My three year old handed me a cup of dirty water

“I’m a maker, Dada.”  

My three year old proceeds to dip a dirty cup into a dirty bucket of water on the driveway for me to drink.

I pretend to drink it.

At the end of the day, I think we want our children to be makers. To be creators. To leave things a little bit better. Produce more than consume.

When we zoom out on life, I don’t think we’re going to care about the acquisition, the revenue growth, the gross margin improvement, etc. 

(All of these “achievements” can be a means of becoming a better person along the way. They are not the point.)

We were brought into the world in the family room. 

We’re going to leave this world in the family room.

What is going to matter most is if the table in that room is crowded or empty. 

How sad it would be to build a family business empire, a mansion of a home with no one interested in stepping foot in the palace.

A full bank account and empty chairs is not wealth. 

Now think about everything pulling you away from the table.

Last week we walked the four rooms. Today, we’re focused on the room I’d protect above all the others. 

Look at the hats you wear in all the rooms of your family system.

Here’s a list of some of the hats I wear. 

  • Operator

  • Owner

  • Chairman

  • Trustee

  • Spouse

  • Parent

  • Son

  • Cousin

  • Nephew

  • Sibling

  • Friend

(What hats do you wear? I'd love to hear the ones I'm missing.)

You are juggling all of them at once.

Here is the thing about the family hats. They are made of glass. Every other hat you wear is made of wool.

Drop the work hat and you can pick it up. Drop the board hat and it can be picked up.

Drop the family hat(s) and it shatters.

You can sweep up the pieces. You may not be able to put them back together.

This is why we are talking about the family room first. Keeping the family together is the hardest part.

(And the most important.)

Family loves you so much that they won’t yell for your attention. The business will certainly yell for all of your attention and some.

I’m six years into my journey of parenting. I’ve got a lot to learn. This is how I’m thinking about the family room today.

The family room is the manufacturing plant of character as an individual. It is homebase for a deep sense of belonging and love before going out into the harsh outside world. 

It is where we develop future stewards.

The challenge in family business is that money amplifies character. We need to make sure the character being amplified is worth being amplified.

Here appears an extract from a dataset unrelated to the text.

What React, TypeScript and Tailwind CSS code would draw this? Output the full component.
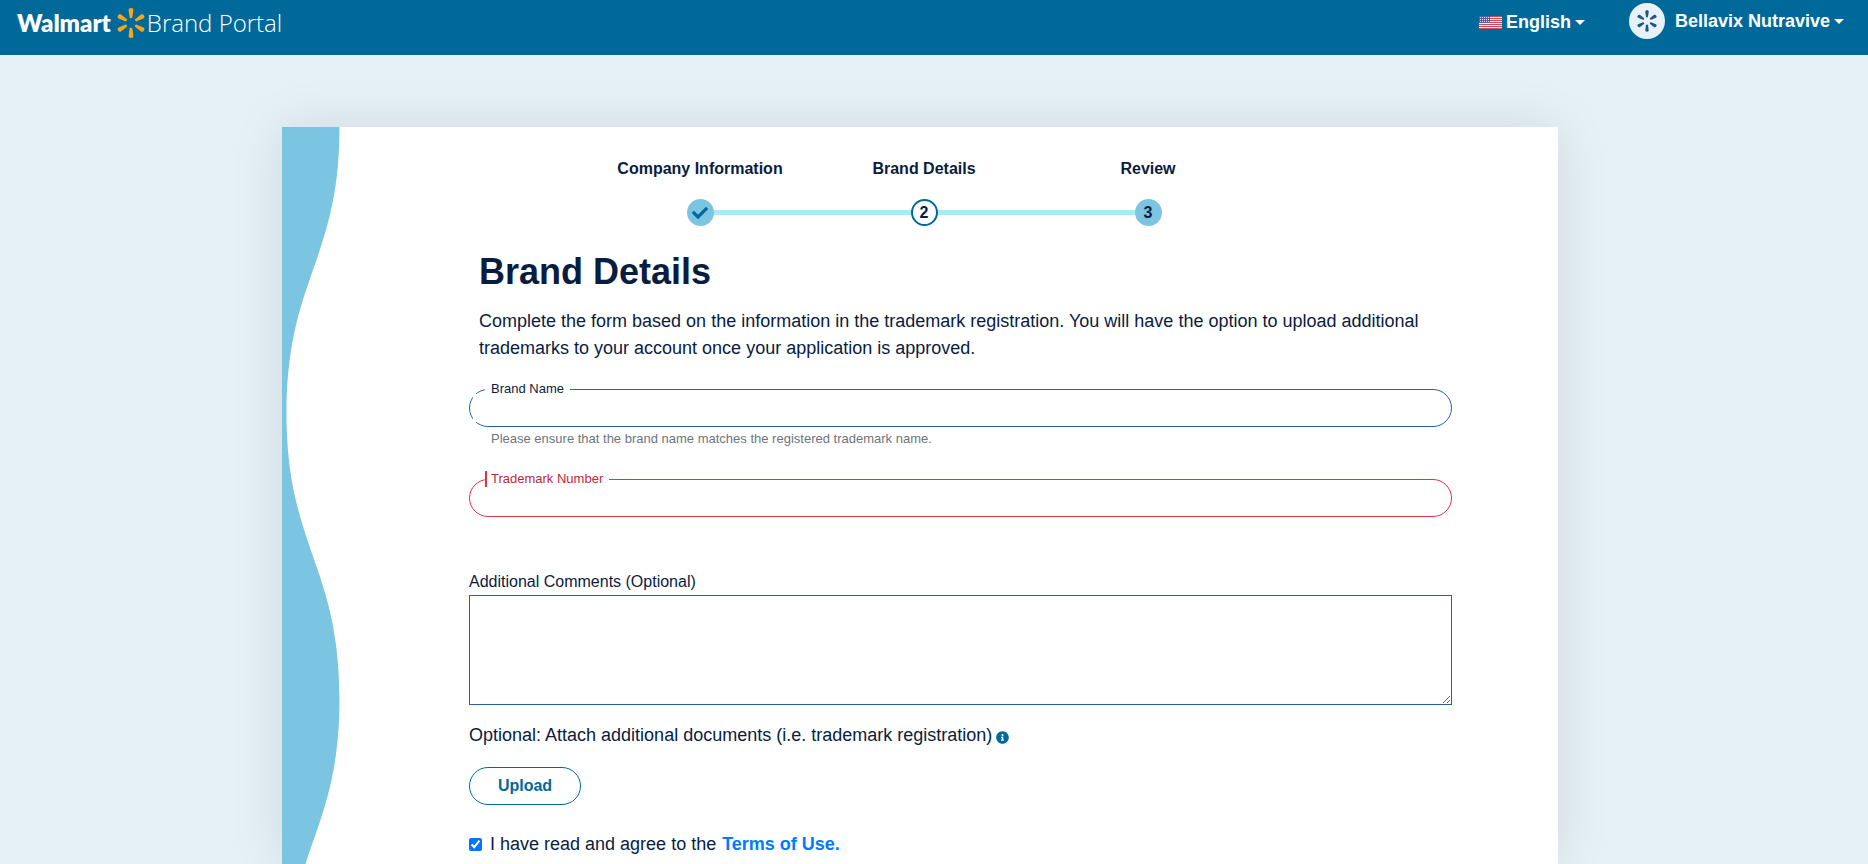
import { FaCheck, FaInfoCircle } from "react-icons/fa";

const steps = [
  { label: "Company Information", state: "done" },
  { label: "Brand Details", state: "current" },
  { label: "Review", state: "next" },
];

function Spark({ className }: { className: string }) {
  return (
    <svg viewBox="0 0 28 30" fill="currentColor" className={className} aria-hidden="true">
      {[0, 60, 120, 180, 240, 300].map((angle) => (
        <path
          key={angle}
          transform={`rotate(${angle} 14 15)`}
          d="M14 0c-1.500 0-2.500.9-2.400 2l1 7.200c.1.7.7 1 1.400 1s1.300-.3 1.400-1l1-7.200C16.500.9 15.500 0 14 0z"
        />
      ))}
    </svg>
  );
}

function Flag() {
  return (
    <svg viewBox="0 0 23 13" className="h-[13px] w-[23px]" aria-hidden="true">
      <rect width="23" height="13" fill="#f3e9ee" />
      {[0, 2, 4, 6, 8, 10, 12].map((y) => (
        <rect key={y} y={y} width="23" height="1" fill="#cf4a5f" />
      ))}
      <rect width="11" height="7" fill="#5a6296" />
      {[1, 3, 5].map((y) =>
        [1, 3, 5, 7, 9].map((x) => (
          <rect key={`${x}-${y}`} x={x} y={y} width="1" height="1" fill="#d5d7e6" />
        ))
      )}
    </svg>
  );
}

function Caret() {
  return (
    <svg viewBox="0 0 10 5" fill="currentColor" className="h-[5px] w-[10px]" aria-hidden="true">
      <path d="M0 0h10L5 5z" />
    </svg>
  );
}

function Header() {
  return (
    <header className="flex h-[55px] shrink-0 items-start justify-between bg-[#006999] pl-[17px] pr-6 text-white">
      <a href="#" className="flex h-[45px] items-center">
        <span className="font-['Lato',sans-serif] text-2xl font-extrabold">Walmart</span>
        <Spark className="ml-1.5 h-[30px] w-7 text-[#f9a61c]" />
        <span className="ml-0.5 font-['Open_Sans',sans-serif] text-2xl font-light">
          Brand Portal
        </span>
      </a>
      <div className="flex items-start text-lg font-bold leading-[27px]">
        <button className="flex h-[45px] items-center gap-1">
          <Flag />
          English
          <Caret />
        </button>
        <button className="ml-11 flex h-[42px] items-center">
          <span className="mr-2.5 flex size-9 items-center justify-center rounded-full bg-[#e6f1f8] text-[#1f5685]">
            <Spark className="h-[22px] w-5" />
          </span>
          Bellavix Nutravive
          <span className="ml-1">
            <Caret />
          </span>
        </button>
      </div>
    </header>
  );
}

function Stepper() {
  return (
    <ol className="ml-[246px] grid w-[672px] grid-cols-3 pt-[30px] text-base font-bold leading-6">
      {steps.map((step, index) => (
        <li key={step.label} className="flex flex-col items-center">
          <span>{step.label}</span>
          <span className="mt-[18px] flex w-full items-center">
            <span className={`h-[5px] flex-1 ${index > 0 ? "bg-[#aee7f6]" : ""}`} />
            <span
              className={`flex size-[27px] items-center justify-center rounded-full ${
                step.state === "current"
                  ? "border-2 border-[#006999] bg-white"
                  : "bg-[#7bc4e2]"
              }`}
            >
              {step.state === "done" ? <FaCheck className="text-[#006999]" /> : index + 1}
            </span>
            <span
              className={`h-[5px] flex-1 ${index < steps.length - 1 ? "bg-[#aee7f6]" : ""}`}
            />
          </span>
        </li>
      ))}
    </ol>
  );
}

function Wave() {
  return (
    <svg
      viewBox="0 0 58 1144"
      className="absolute left-0 top-0 h-[1144px] w-[58px] text-[#7bc4e2]"
      fill="currentColor"
      aria-hidden="true"
    >
      <path d="M0 0H57.500C57.500 134 4.500 152 4.500 286S57.500 438 57.500 572S4.500 724 4.500 858S57.500 1010 57.500 1144H0z" />
    </svg>
  );
}

export default function App() {
  return (
    <div className="flex h-screen flex-col overflow-hidden bg-[#e6f1f7] font-['Liberation_Sans',Arial,sans-serif] text-[#0a1c40]">
      <Header />
      <main className="flex flex-1 pl-[282px] pr-[310px] pt-[72px]">
        <section className="relative flex-1 bg-white shadow-[0_0_50px_rgba(0,0,0,0.1)]">
          <div className="absolute inset-0 overflow-hidden">
            <Wave />
          </div>
          <div className="relative pl-[187px] pr-[106px]">
            <div className="-ml-[187px] pl-[60px]">
              <Stepper />
            </div>
            <div className="px-2.5">
              <h1 className="mt-[21px] text-4xl font-bold leading-[50px]">Brand Details</h1>
              <p className="mt-[11px] text-lg leading-[27px]">
                Complete the form based on the information in the trademark registration. You will
                have the option to upload additional trademarks to your account once your
                application is approved.
              </p>
            </div>

            <form>
              <div className="relative mt-[27px]">
                <input
                  id="brand-name"
                  type="text"
                  className="block h-[38px] w-full rounded-full border border-[#25649b] px-5 outline-none"
                />
                <span className="absolute left-1 top-[5px] h-7 w-4 bg-white" />
                <label
                  htmlFor="brand-name"
                  className="absolute -top-2 left-4 bg-white px-1.5 text-[13px] leading-4"
                >
                  Brand Name
                </label>
              </div>
              <p className="mt-1 px-[22px] text-[13px] leading-4 text-[#6c757d]">
                Please ensure that the brand name matches the registered trademark name.
              </p>

              <div className="relative mt-8">
                <input
                  id="trademark-number"
                  type="text"
                  className="block h-[38px] w-full rounded-full border border-[#dc3545] px-5 outline-none"
                />
                <label
                  htmlFor="trademark-number"
                  className="absolute -top-2 left-4 border-l-2 border-[#dc3545] bg-white pl-1 pr-1.5 text-[13px] leading-4 text-[#c02a37]"
                >
                  Trademark Number
                </label>
              </div>

              <label htmlFor="comments" className="mt-[53px] block text-base leading-6">
                Additional Comments (Optional)
              </label>
              <textarea
                id="comments"
                className="mt-px block h-[110px] w-full resize border border-[#25649b] p-2 outline-none"
              />

              <p className="mt-[17px] flex items-center text-lg leading-[27px]">
                Optional: Attach additional documents (i.e. trademark registration)
                <FaInfoCircle className="ml-1 mt-1 size-[13px] text-[#006999]" />
              </p>
              <button
                type="button"
                className="mt-[18px] block h-[38px] w-28 rounded-full border border-[#006999] text-base font-bold text-[#006999]"
              >
                Upload
              </button>

              <div className="mt-[26px] flex items-center text-lg leading-[27px]">
                <input id="terms" type="checkbox" defaultChecked className="size-[13px] accent-[#0075ff]" />
                <label htmlFor="terms" className="ml-2">
                  I have read and agree to the
                </label>
                <a href="#" className="ml-1.5 font-bold text-[#007bff]">
                  Terms of Use.
                </a>
              </div>
            </form>
          </div>
        </section>
      </main>
    </div>
  );
}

James Hughes captures it best for me through his five forms of capital. In the family room, I am focused on the four qualitative ones. The fifth, financial capital, is the by-product. It takes care of itself when the other four are healthy.

These are the real currencies that compound at the table:

  • Spiritual capital: a purpose bigger than yourself (faith)

  • Social capital: relationships with others and community (how you treat people)

  • Intellectual capital: knowledge, skills, wisdom (competency)

  • Human capital: values and character (what you do when no one is looking)

These four forms of capital are the real currencies to compound in the family room.

The reality with kids is that it's caught, not taught. They are always watching.

Living my child's childhood is my goal.

Love is spelled T-I-M-E. Everything comes down to how we spend it.

Three tactics my wife and I lean into:

  1. Family dinners. Strategically getting to as many as we can.

  2. Family trips.

  3. Quarterly board meetings with the kids.

That last one is one of the best investments I'm making. (I've written about it here and here.)

We can't control extended family. We can deeply influence our immediate family, especially in the little years. That window is open now, and it does not stay open forever.

Action expresses priority. I'm constantly reworking my calendar so it reflects what I say matters.

May we take strides toward a crowded table of makers.

A table set for meaningful work and meaningful relationships.

What have you found that works in your own family room?

Onward, 

Matt

P.S. The dirty cup of driveway water? I pretended to drink it while he had a big smile. Right now I'm the one being handed things. The day is coming when I hand him the cup. What's in it will be whatever I'm pouring into him now.